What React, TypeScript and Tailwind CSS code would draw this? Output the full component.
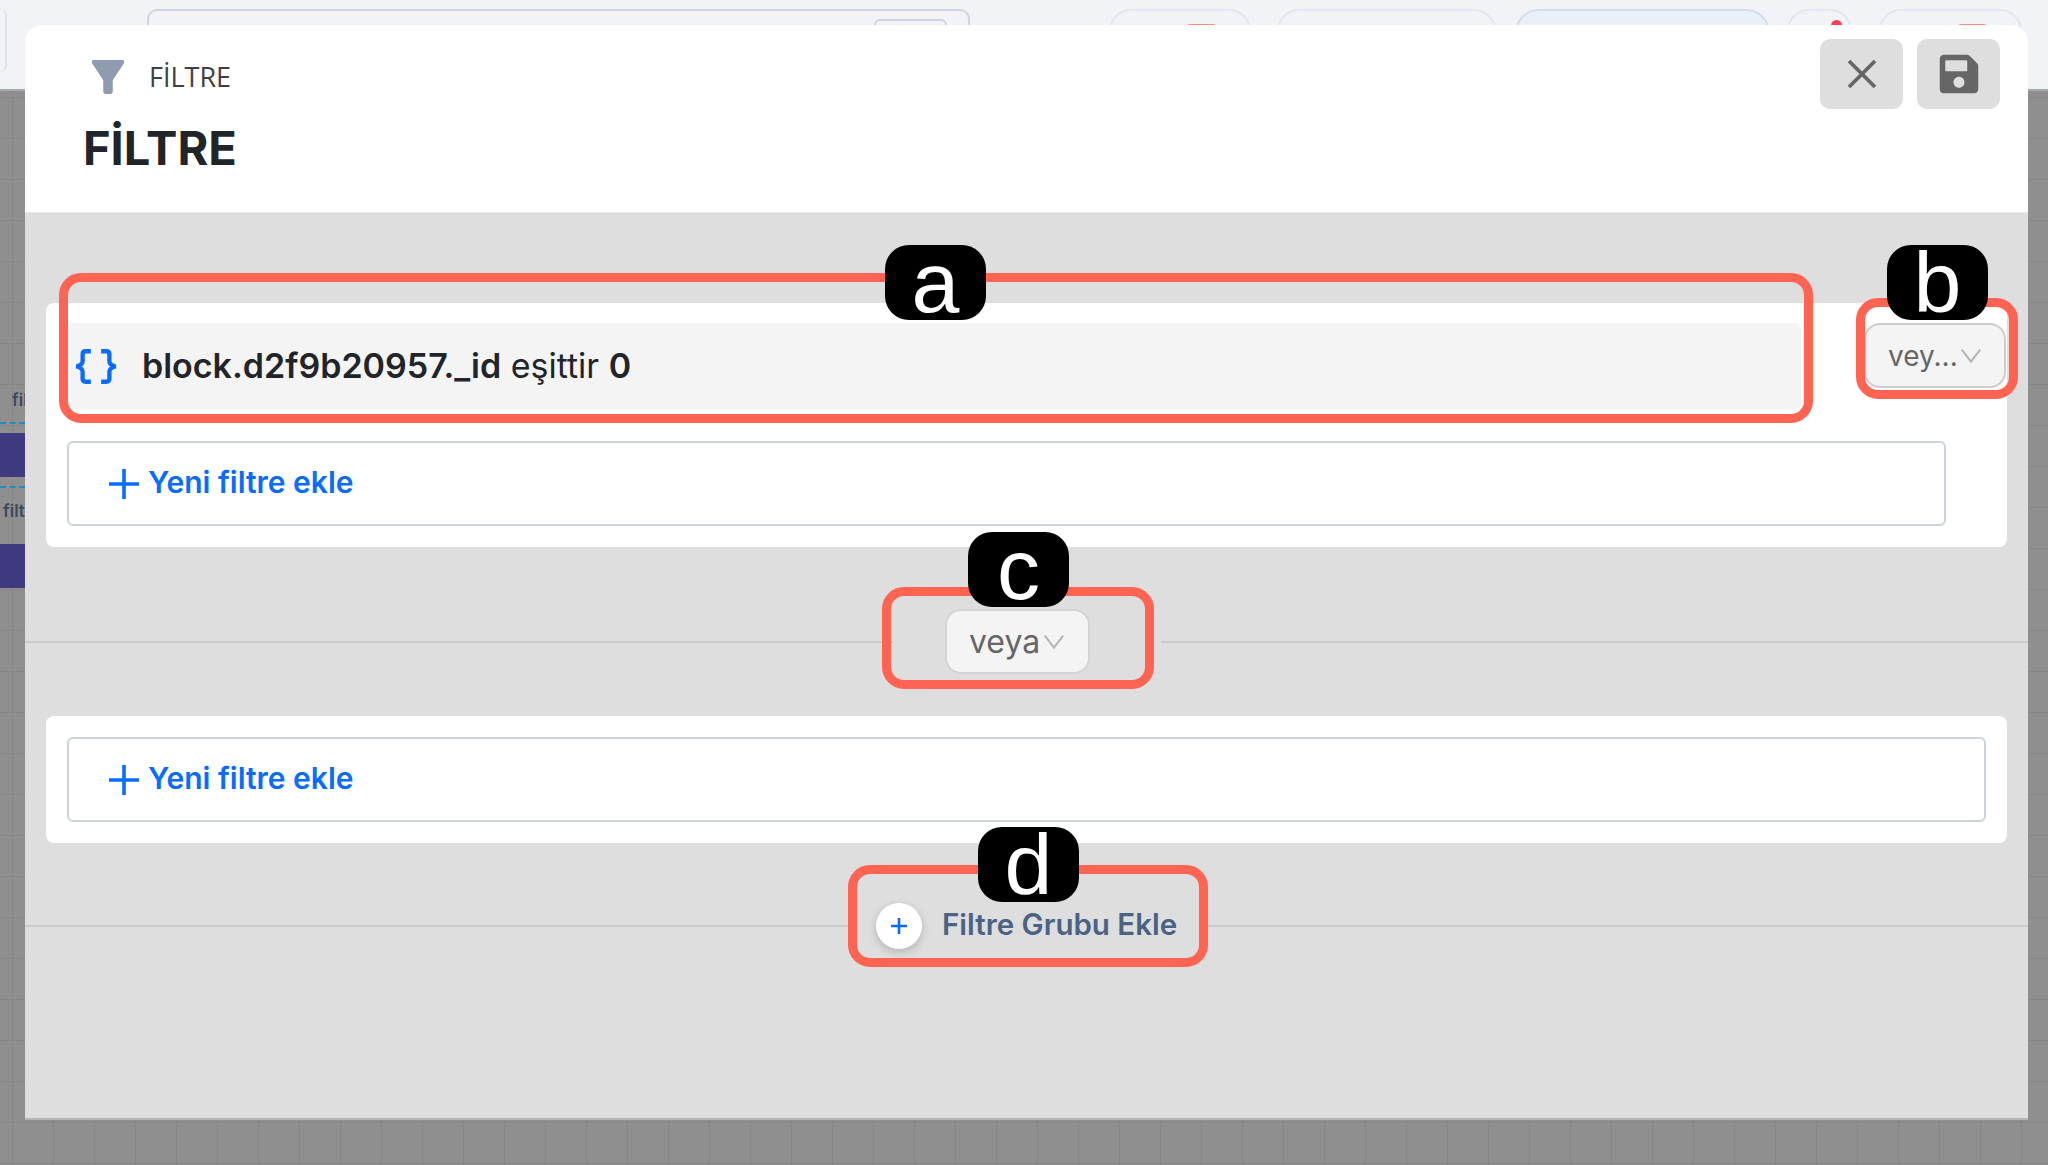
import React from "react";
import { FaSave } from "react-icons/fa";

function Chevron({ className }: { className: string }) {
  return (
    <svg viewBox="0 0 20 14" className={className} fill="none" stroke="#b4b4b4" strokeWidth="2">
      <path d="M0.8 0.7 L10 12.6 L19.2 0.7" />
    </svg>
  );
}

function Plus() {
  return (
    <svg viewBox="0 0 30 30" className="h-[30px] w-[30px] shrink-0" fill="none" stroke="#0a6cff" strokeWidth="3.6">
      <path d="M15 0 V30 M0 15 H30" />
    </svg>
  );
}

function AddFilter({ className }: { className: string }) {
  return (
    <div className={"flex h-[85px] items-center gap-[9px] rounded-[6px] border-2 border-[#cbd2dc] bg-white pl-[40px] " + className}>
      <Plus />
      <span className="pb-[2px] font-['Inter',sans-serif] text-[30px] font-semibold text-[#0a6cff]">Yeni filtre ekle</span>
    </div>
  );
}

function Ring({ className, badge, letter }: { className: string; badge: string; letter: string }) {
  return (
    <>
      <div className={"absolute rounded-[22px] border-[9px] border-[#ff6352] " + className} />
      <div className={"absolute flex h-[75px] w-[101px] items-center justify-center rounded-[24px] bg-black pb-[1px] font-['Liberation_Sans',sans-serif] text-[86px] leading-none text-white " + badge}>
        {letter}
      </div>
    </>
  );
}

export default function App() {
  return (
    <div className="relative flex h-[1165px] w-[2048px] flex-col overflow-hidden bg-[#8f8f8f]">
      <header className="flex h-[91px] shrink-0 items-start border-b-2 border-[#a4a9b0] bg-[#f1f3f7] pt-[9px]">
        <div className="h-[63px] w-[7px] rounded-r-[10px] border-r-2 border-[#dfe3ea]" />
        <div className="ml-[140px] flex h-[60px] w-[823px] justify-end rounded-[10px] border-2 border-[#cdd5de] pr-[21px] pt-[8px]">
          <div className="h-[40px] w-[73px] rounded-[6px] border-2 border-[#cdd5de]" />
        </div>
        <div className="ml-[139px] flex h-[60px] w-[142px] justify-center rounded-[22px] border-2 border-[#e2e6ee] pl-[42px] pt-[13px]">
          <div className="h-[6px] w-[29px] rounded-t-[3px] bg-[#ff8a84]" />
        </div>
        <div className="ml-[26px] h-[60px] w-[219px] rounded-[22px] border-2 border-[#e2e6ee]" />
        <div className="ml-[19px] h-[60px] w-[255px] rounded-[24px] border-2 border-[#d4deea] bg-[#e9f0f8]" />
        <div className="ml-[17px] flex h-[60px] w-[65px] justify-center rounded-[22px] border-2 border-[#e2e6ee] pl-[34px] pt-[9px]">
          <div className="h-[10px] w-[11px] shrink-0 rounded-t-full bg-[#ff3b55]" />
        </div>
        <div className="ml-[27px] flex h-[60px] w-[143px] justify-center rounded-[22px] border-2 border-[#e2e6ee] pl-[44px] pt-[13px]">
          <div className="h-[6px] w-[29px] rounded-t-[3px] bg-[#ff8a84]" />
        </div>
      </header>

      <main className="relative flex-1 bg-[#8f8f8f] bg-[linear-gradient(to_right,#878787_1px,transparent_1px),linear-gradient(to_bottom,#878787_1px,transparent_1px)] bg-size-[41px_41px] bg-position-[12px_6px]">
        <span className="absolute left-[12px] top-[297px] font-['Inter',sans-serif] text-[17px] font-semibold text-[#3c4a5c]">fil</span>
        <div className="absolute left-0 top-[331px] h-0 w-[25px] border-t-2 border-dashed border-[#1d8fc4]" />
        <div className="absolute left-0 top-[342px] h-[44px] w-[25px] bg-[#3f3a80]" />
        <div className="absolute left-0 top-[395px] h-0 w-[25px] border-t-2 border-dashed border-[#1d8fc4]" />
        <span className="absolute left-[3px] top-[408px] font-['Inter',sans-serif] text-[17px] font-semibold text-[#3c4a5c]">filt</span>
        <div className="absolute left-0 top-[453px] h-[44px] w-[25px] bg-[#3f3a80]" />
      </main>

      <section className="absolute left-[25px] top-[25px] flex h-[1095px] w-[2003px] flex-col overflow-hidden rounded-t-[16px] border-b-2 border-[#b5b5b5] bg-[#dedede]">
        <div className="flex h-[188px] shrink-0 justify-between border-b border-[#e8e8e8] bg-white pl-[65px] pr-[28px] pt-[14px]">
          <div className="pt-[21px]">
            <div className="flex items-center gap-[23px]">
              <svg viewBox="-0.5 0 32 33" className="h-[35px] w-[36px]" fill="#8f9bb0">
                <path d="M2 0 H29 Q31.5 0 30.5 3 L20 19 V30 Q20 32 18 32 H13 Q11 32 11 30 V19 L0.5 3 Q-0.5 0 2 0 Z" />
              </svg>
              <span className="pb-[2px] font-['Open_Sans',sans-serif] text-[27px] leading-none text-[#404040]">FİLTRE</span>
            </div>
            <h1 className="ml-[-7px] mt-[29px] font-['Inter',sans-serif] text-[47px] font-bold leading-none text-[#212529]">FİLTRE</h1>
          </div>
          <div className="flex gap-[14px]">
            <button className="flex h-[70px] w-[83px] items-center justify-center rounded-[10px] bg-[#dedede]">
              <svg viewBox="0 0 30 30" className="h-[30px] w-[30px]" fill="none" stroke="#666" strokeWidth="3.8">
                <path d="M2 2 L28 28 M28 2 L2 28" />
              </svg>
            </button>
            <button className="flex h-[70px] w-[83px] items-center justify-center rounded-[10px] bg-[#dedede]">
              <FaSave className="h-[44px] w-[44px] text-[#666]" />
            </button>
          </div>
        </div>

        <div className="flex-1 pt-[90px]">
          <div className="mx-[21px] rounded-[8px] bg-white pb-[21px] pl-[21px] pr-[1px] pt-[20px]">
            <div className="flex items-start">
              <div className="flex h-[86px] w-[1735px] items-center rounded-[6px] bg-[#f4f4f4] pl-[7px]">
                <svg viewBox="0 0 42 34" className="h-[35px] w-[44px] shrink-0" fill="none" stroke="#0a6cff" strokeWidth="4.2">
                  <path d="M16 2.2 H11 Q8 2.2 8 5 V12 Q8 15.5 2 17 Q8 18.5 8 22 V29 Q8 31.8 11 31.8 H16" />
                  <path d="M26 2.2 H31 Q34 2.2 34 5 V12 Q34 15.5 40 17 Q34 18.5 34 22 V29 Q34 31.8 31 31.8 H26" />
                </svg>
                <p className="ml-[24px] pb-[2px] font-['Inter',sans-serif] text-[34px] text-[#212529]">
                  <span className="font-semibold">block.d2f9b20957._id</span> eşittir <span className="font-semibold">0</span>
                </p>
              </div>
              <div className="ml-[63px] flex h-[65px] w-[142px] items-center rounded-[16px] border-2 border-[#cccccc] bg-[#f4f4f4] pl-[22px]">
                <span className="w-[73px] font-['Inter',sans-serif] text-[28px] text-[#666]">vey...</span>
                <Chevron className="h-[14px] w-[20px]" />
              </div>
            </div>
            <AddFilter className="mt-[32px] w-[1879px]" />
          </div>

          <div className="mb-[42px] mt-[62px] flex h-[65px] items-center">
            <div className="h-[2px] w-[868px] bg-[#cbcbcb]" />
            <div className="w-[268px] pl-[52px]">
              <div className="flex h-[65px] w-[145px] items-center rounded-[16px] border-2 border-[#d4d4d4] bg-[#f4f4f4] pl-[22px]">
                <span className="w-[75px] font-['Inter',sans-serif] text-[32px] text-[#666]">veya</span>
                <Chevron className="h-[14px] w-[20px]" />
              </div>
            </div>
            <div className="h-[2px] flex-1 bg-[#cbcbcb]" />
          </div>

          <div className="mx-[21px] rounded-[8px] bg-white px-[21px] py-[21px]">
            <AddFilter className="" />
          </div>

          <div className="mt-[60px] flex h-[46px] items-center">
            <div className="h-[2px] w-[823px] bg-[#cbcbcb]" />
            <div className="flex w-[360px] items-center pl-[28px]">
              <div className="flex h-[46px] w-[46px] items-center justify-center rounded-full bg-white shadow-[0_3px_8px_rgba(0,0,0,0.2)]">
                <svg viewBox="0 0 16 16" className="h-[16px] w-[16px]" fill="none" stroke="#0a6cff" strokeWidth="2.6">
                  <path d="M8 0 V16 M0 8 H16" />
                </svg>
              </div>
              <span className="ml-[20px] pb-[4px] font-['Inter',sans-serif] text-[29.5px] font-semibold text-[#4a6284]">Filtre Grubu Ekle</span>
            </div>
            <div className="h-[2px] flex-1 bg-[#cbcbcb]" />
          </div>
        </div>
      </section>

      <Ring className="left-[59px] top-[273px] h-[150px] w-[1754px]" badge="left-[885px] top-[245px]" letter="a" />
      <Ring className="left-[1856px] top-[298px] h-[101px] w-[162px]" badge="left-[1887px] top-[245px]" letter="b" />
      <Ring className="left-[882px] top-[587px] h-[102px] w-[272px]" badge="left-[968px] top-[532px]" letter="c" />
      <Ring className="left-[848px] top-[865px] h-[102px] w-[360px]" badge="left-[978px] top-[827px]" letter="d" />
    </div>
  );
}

--------------------

* [Given exercise]:
Whichever lines contain the string "full", select and copy them.

* [Worked answer]:
What React, TypeScript and Tailwind CSS code would draw this? Output the full component.
          <div className="h-[10px] w-[11px] shrink-0 rounded-t-full bg-[#ff3b55]" />
              <div className="flex h-[46px] w-[46px] items-center justify-center rounded-full bg-white shadow-[0_3px_8px_rgba(0,0,0,0.2)]">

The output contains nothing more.